Slowdown Expectations

March 4, 2025

Equity markets internals reflect rising expectations for an economic slowdown/recession, but credit spreads remain below the recent peak in October. A break above those levels (IG ~55/High Yield ~348) would be an important development for the slowdown/recession narrative. Tariffs are a drag on growth and policy uncertainty (to the extent it continues) will weigh on demand but Q1 real GDP estimates will remain in positive territory until there’s confirmation in labor markets. Friday’s Job’s Report is an important catalyst for markets. Tariff announcements to date (25% on CAN/MEX and 20% on China) could temporarily add to PCE inflation, but that won’t stop the Fed from responding to a material threat to the expansion.
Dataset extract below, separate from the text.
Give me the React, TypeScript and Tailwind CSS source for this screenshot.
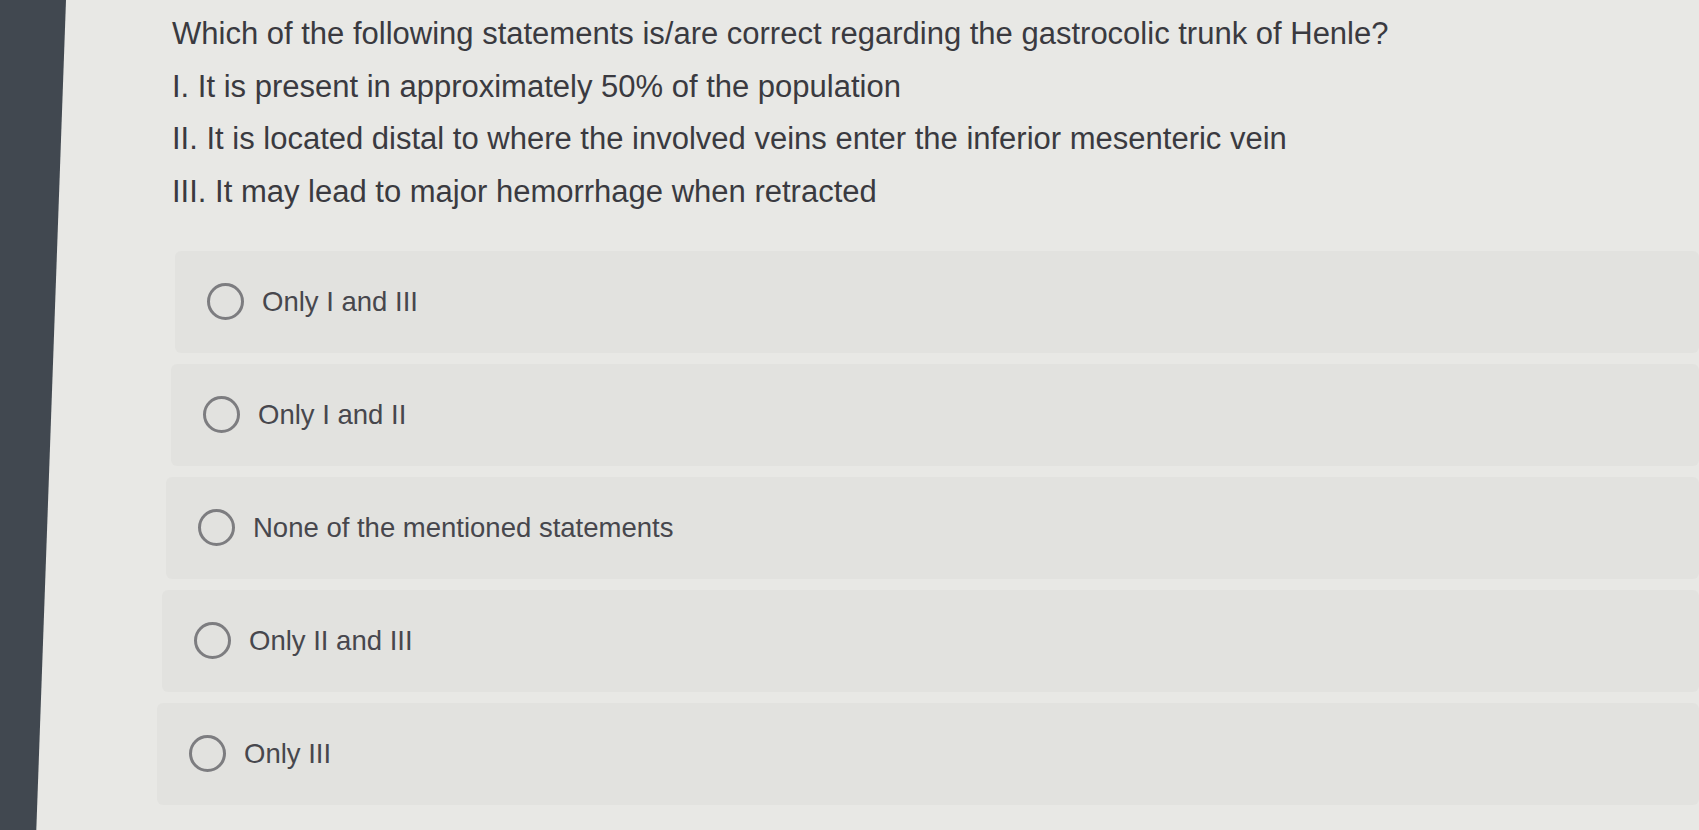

Real yields are still highly restrictive and there is ample room for the Fed to ease if necessary.

The SPX and NDX are now short-term oversold following the momentum factor unwind that started in late November. The SPX remains above technical support at ~5770, positioning is neutral and equity sentiment is extremely bearish. The stage is set for a rebound of some kind with equity volatility as a possible limiting factor. The CBOE Equity Volatility Index (VIX) has extended to ‘elevated’ levels above 22. A quick reversal below 20 would clear the way for a more significant rebound and defer/remove the threat of a bearish break below support.